7.5. ASOFTNET is entitled to make working copies of the files and documents provided by the customer. All data, documents and other objects of any kind provided to ASOFTNET must be returned to the customer on termination of the contractual relationship. The same applies to the work results provided by ASOFTNET within the scope of this contractual relationship. A right of retention - for whatever reason - is excluded.
8. Miscellaneous
8.1. The User is entitled to amend or supplement these GTC at any time with a reasonable period of notice. The Customer shall be notified of the amendment in an appropriate manner. The amendment shall be deemed approved if the Customer does not object in writing within a period of four weeks after notification of the amendment. The customer shall be expressly informed of this consequence when the change is announced.
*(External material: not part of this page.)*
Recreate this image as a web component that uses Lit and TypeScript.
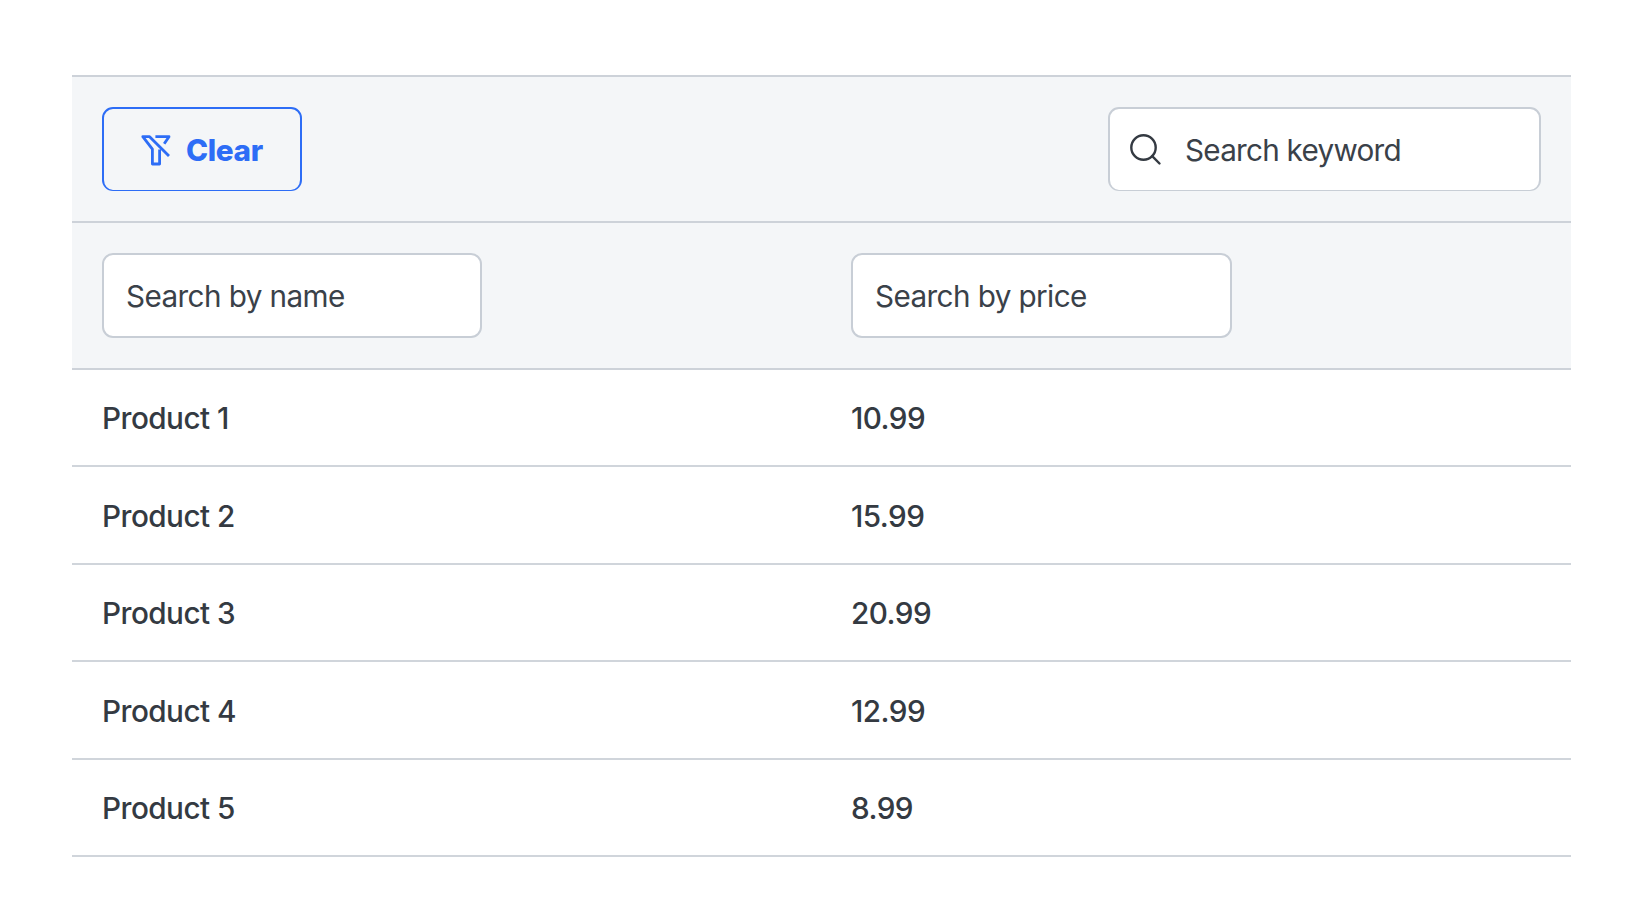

If the customer does not object, the changes shall take effect in accordance with the announcement. However, if the customer objects in due time, ASOFTNET shall be entitled to terminate the contract at the time at which the amended terms are to come into force.
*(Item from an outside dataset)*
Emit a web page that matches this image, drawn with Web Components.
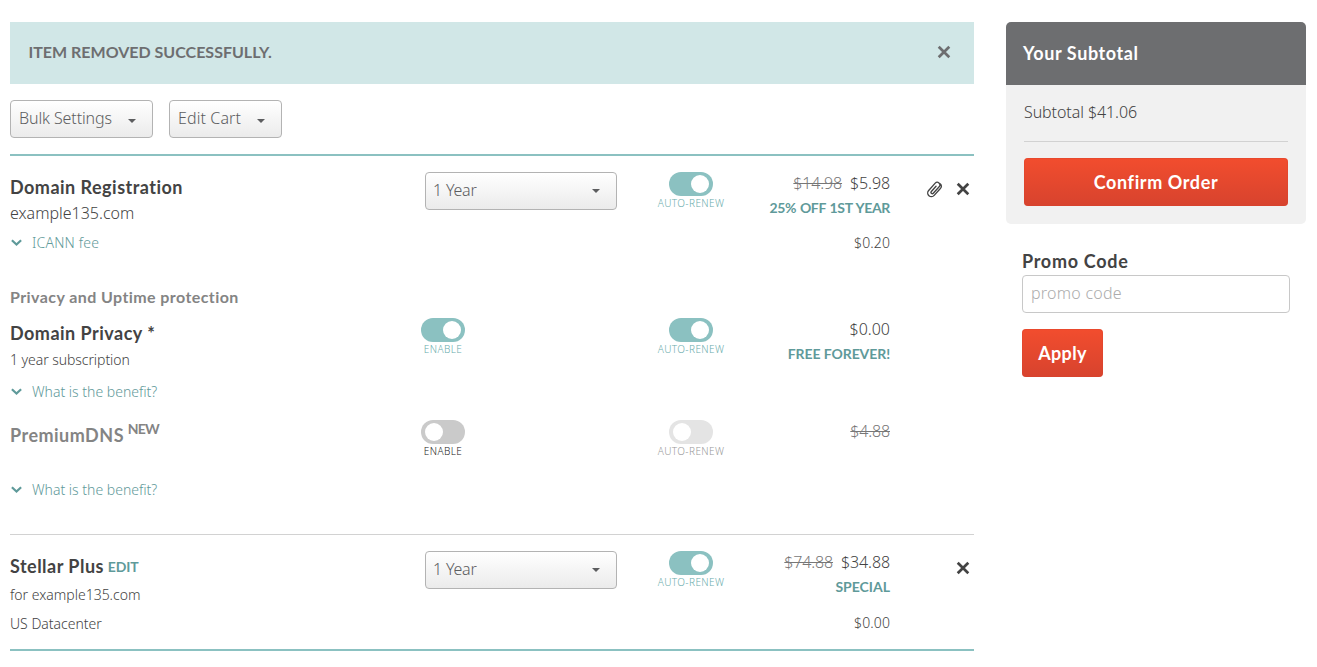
<!DOCTYPE html>
<html lang="en">
<head>
<meta charset="utf-8">
<title>Shopping Cart</title>
<style>
    body {
        margin: 0;
        background: #fff;
        color: #434343;
        font: 300 16px/26px "Noto Sans", sans-serif;
        --bold: "Lato", sans-serif;
        --teal: #8bc1c1;
        --link: #5f9a9a;
    }
</style>
</head>
<body>

<cart-page>
    <cart-alert>ITEM REMOVED SUCCESSFULLY.</cart-alert>

    <cart-toolbar>
        <drop-button>Bulk Settings</drop-button>
        <drop-button style="--ls: .12px">Edit Cart</drop-button>
    </cart-toolbar>

    <cart-product>
        <cart-row style="--h: 59px">
            <cart-title>Domain Registration</cart-title>
            <cart-text large>example135.com</cart-text>
            <drop-button slot="term" wide>1 Year</drop-button>
            <toggle-switch slot="renew" on>AUTO-RENEW</toggle-switch>
            <price-tag slot="price" was="$14.98" now="$5.98" style="--ls: -.35px; --ws: .8px">25% OFF 1ST YEAR</price-tag>
            <cart-icon slot="actions" name="clip"></cart-icon>
            <cart-icon slot="actions" name="close"></cart-icon>
        </cart-row>
        <cart-row style="--h: 53px">
            <more-link style="--ls: .2px">ICANN fee</more-link>
            <price-tag slot="price" small now="$0.20"></price-tag>
        </cart-row>
        <cart-row style="--h: 34px">
            <cart-title sub>Privacy and Uptime protection</cart-title>
        </cart-row>
        <cart-row style="--h: 102px">
            <cart-title>Domain Privacy *</cart-title>
            <cart-text>1 year subscription</cart-text>
            <more-link>What is the benefit?</more-link>
            <toggle-switch slot="term" on>ENABLE</toggle-switch>
            <toggle-switch slot="renew" on>AUTO-RENEW</toggle-switch>
            <price-tag slot="price" now="$0.00" style="--ls: -.08px">FREE FOREVER!</price-tag>
        </cart-row>
        <cart-row style="--h: 114px">
            <cart-title muted>PremiumDNS <span slot="note">NEW</span></cart-title>
            <more-link spaced>What is the benefit?</more-link>
            <toggle-switch slot="term" off>ENABLE</toggle-switch>
            <toggle-switch slot="renew" disabled>AUTO-RENEW</toggle-switch>
            <price-tag slot="price" was="$4.88"></price-tag>
        </cart-row>
    </cart-product>

    <cart-product last>
        <cart-row style="--h: 60px">
            <cart-title>Stellar Plus <a slot="edit">EDIT</a></cart-title>
            <cart-text after>for example135.com</cart-text>
            <drop-button slot="term" wide>1 Year</drop-button>
            <toggle-switch slot="renew" on>AUTO-RENEW</toggle-switch>
            <price-tag slot="price" was="$74.88" now="$34.88">SPECIAL</price-tag>
            <cart-icon slot="actions" name="close"></cart-icon>
        </cart-row>
        <cart-row style="--h: 38px">
            <cart-text bare>US Datacenter</cart-text>
            <price-tag slot="price" small now="$0.00"></price-tag>
        </cart-row>
    </cart-product>

    <subtotal-panel slot="side">
        <span slot="heading">Your Subtotal</span>
        Subtotal $41.06
        <action-button slot="action">Confirm Order</action-button>
    </subtotal-panel>
    <promo-form slot="side"></promo-form>
</cart-page>

<script>
// Small helper: registers an element whose shadow root is cloned from a template.
function define(name, html, setup) {
    const template = document.createElement("template");
    template.innerHTML = html;

    window.customElements.define(name, class extends HTMLElement {
        constructor() {
            super();
            this.attachShadow({ mode: "open" });
            this.shadowRoot.appendChild(template.content.cloneNode(true));
        }

        connectedCallback() {
            if (setup) setup(this, this.shadowRoot);
        }
    });
}

// Two columns: the cart itself and the order summary.
define("cart-page", `
    <style>
        :host {
            display: grid;
            grid-template-columns: 964px 300px;
            column-gap: 32px;
            padding: 22px 10px 0;
        }
    </style>
    <main><slot></slot></main>
    <aside><slot name="side"></slot></aside>
`);

define("cart-icon", `
    <style>
        :host { display: block; color: #434343; }
        svg { display: block; fill: none; stroke: currentColor; }
    </style>
    <slot></slot>
`, (el, root) => {
    const icons = {
        close: `<svg width="14" height="14" viewBox="0 0 14 14" stroke-width="2.7"><path d="M1.7 1.7 12.3 12.3M12.3 1.7 1.7 12.3"/></svg>`,
        clip: `<svg width="17" height="17" viewBox="0 0 17 17" stroke-width="1.35" stroke-linecap="round"><path transform="translate(8.5 8.5) rotate(42)" d="M3.7-4V4.6a3.7 3.7 0 0 1-7.4 0V-5.2a2.65 2.65 0 0 1 5.3 0V3.6a1.3 1.3 0 0 1-2.6 0V-3.4M3.7-4.4a3 3 0 0 0-3.6-3.5"/></svg>`,
        chevron: `<svg width="11" height="8" viewBox="0 0 11 8" stroke-width="2.2"><path d="M.9 1.2 5.5 5.6 10.1 1.2"/></svg>`
    };
    root.querySelector("slot").innerHTML = icons[el.getAttribute("name")];
});

define("cart-alert", `
    <style>
        :host {
            display: flex;
            justify-content: space-between;
            align-items: center;
            box-sizing: border-box;
            height: 62px;
            padding: 0 23px 2px 18.5px;
            background: #d1e7e7;
            color: #6d6e70;
            font-family: var(--bold);
            font-weight: 700;
        }
        cart-icon { color: #6d6e70; }
    </style>
    <slot></slot>
    <cart-icon name="close"></cart-icon>
`);

define("cart-toolbar", `
    <style>
        :host {
            display: flex;
            gap: 16px;
            padding: 16px 0;
            border-bottom: 2px solid var(--teal);
        }
    </style>
    <slot></slot>
`);

// Grey gradient button with a caret, also used as the term selector.
define("drop-button", `
    <style>
        :host {
            display: flex;
            align-items: center;
            box-sizing: border-box;
            height: 38px;
            padding: 0 16px 2px 8px;
            border: 1px solid #b3b3b3;
            border-radius: 4px;
            background: linear-gradient(#fff, #ebebeb);
            color: #5c5d5f;
            letter-spacing: var(--ls, -.1px);
        }
        i {
            margin: 6px 0 0 16px;
            border: 4px solid transparent;
            border-top-color: #5c5d5f;
            border-bottom: 0;
        }
        :host([wide]) {
            width: 192px;
            margin-left: 15px;
            padding-left: 7px;
            justify-content: space-between;
            letter-spacing: -.2px;
        }
        :host([wide]) i { margin: 1px 0 0; }
    </style>
    <slot></slot><i></i>
`);

define("cart-product", `
    <style>
        :host {
            display: block;
            padding-top: 16px;
            border-bottom: 1px solid #d2d2d2;
        }
        :host([last]) { border-bottom: 2px solid var(--teal); }
    </style>
    <slot></slot>
`);

// One line of the cart: name, term, renewal, price and actions.
define("cart-row", `
    <style>
        :host {
            display: grid;
            grid-template-columns: 400px 248px 66px 166px 84px;
            height: var(--h);
            align-items: start;
        }
        .actions {
            display: flex;
            justify-content: flex-end;
            align-items: center;
            gap: 13px;
            height: 34px;
            padding-right: 4px;
        }
    </style>
    <div><slot></slot></div>
    <div><slot name="term"></slot></div>
    <div><slot name="renew"></slot></div>
    <div><slot name="price"></slot></div>
    <div class="actions"><slot name="actions"></slot></div>
`);

define("cart-title", `
    <style>
        :host {
            display: flex;
            align-items: baseline;
            height: 28px;
            font: 700 18px/30px var(--bold);
            letter-spacing: .48px;
            white-space: pre;
        }
        :host([sub]) {
            color: #848484;
            font-size: 16px;
            line-height: 26px;
            letter-spacing: .42px;
        }
        :host([muted]) { color: #848484; }
        ::slotted([slot]) {
            margin-left: -1px;
            font-size: 14px;
            letter-spacing: -.15px;
        }
        ::slotted([slot=edit]) {
            color: var(--link);
            transform: translateY(-1px);
        }
        ::slotted([slot=note]) {
            letter-spacing: -.9px;
            transform: translateY(-8px);
        }
    </style>
    <slot></slot><slot name="edit"></slot><slot name="note"></slot>
`);

define("cart-text", `
    <style>
        :host {
            display: block;
            font-size: 14px;
            line-height: 28px;
            letter-spacing: -.06px;
        }
        :host([large]) {
            font-size: 16px;
            line-height: 26px;
            letter-spacing: 0;
        }
        :host([after]) {
            line-height: 31px;
            letter-spacing: 0;
        }
        :host([bare]) {
            line-height: 25px;
            letter-spacing: 0;
        }
    </style>
    <slot></slot>
`);

define("more-link", `
    <style>
        :host {
            display: flex;
            align-items: center;
            gap: 10px;
            height: 24px;
            margin-top: 6px;
            padding-left: 1px;
            color: var(--link);
            font-size: 14px;
            letter-spacing: var(--ls, 0);
        }
        :host(:first-child) { margin-top: 0; }
        :host([spaced]) { margin-top: 30px; }
        cart-icon { color: var(--link); }
    </style>
    <cart-icon name="chevron"></cart-icon><slot></slot>
`);

define("toggle-switch", `
    <style>
        :host {
            display: flex;
            flex-direction: column;
            align-items: center;
            width: 66px;
            font-size: 10px;
            line-height: 14px;
            letter-spacing: .4px;
            white-space: nowrap;
        }
        .track {
            display: flex;
            box-sizing: border-box;
            width: 44px;
            height: 24px;
            padding: 3px 4px;
            border-radius: 12px;
            background: #cacaca;
        }
        .knob {
            width: 18px;
            height: 18px;
            border-radius: 50%;
            background: #fff;
        }
        :host([off]) { color: #222; }
        :host([on]) { color: #6aacac; }
        :host([on]) .track {
            justify-content: flex-end;
            background: var(--teal);
        }
        :host([disabled]) { color: #999; }
        :host([disabled]) .track { background: #e4e4e4; }
    </style>
    <div class="track"><div class="knob"></div></div>
    <slot></slot>
`);

define("price-tag", `
    <style>
        :host {
            display: block;
            text-align: right;
        }
        .line {
            display: flex;
            justify-content: flex-end;
            gap: 8px;
            height: 24px;
            line-height: 22px;
        }
        s { color: #777; letter-spacing: -.15px; }
        s + span { letter-spacing: -.1px; }
        slot {
            display: block;
            color: var(--link);
            font: 700 14px/24px var(--bold);
            letter-spacing: var(--ls, 0);
            word-spacing: var(--ws, 0);
        }
        :host([small]) .line {
            font-size: 14px;
            line-height: 24px;
            letter-spacing: .1px;
        }
    </style>
    <div class="line"></div>
    <slot></slot>
`, (el, root) => {
    const line = root.querySelector(".line");
    line.innerHTML = "";
    for (const [attr, tag] of [["was", "s"], ["now", "span"]]) {
        if (!el.hasAttribute(attr)) continue;
        const node = document.createElement(tag);
        node.textContent = el.getAttribute(attr);
        line.appendChild(node);
    }
});

define("action-button", `
    <style>
        :host {
            display: flex;
            justify-content: center;
            box-sizing: border-box;
            height: 48px;
            border-radius: 4px;
            background: linear-gradient(#f24d2e, #d7432e);
            box-shadow: inset 0 0 0 1px #d9432e55;
            color: #fff;
            font: 700 18px/48px var(--bold);
            letter-spacing: var(--ls, .6px);
        }
    </style>
    <slot></slot>
`);

define("subtotal-panel", `
    <style>
        :host {
            display: block;
            height: 202px;
            border-radius: 5px;
            background: #f1f1f1;
            overflow: hidden;
        }
        header {
            height: 63px;
            padding-left: 17px;
            background: #6d6e70;
            color: #fff;
            font: 700 18px/62px var(--bold);
            letter-spacing: .6px;
        }
        .body { padding: 0 18px; }
        .total {
            height: 56px;
            margin-bottom: 16px;
            border-bottom: 1px solid #d2d2d2;
            line-height: 55px;
            letter-spacing: -.08px;
        }
    </style>
    <header><slot name="heading"></slot></header>
    <div class="body">
        <div class="total"><slot></slot></div>
        <slot name="action"></slot>
    </div>
`);

define("promo-form", `
    <style>
        :host {
            display: flex;
            flex-direction: column;
            align-items: flex-start;
            padding: 24px 16px;
        }
        label {
            height: 27px;
            font: 700 18px/27px var(--bold);
            letter-spacing: .7px;
        }
        .field {
            box-sizing: border-box;
            width: 268px;
            height: 38px;
            margin-bottom: 16px;
            padding-left: 8px;
            border: 1px solid #c8c8c8;
            border-radius: 4px;
            color: #acacac;
            line-height: 35px;
            letter-spacing: .25px;
        }
        action-button { width: 81px; --ls: .3px; }
    </style>
    <label>Promo Code</label>
    <div class="field">promo code</div>
    <action-button>Apply</action-button>
`);
</script>
</body>
</html>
8.2. The exclusive place of jurisdiction for all disputes arising from this contractual relationship is the registered office of ASOFTNET. However, ASOFTNET is entitled to sue at the headquarters of the customer.
8.3. The customer can only offset with a counterclaim if this is undisputed and legally established.
8.4. The customer may not assert a right of retention based on another contractual relationship with ASOFTNET.
8.5. Subsidiary agreements, assurances, amendments and supplements to the contractual agreements require the consent of the parties' legal representatives. For documentation purposes the parties agree that amendments shall be recorded at least in text form.
8.6. This contract is subject to German law to the exclusion of the UN Convention on Contracts for the International Sale of Goods.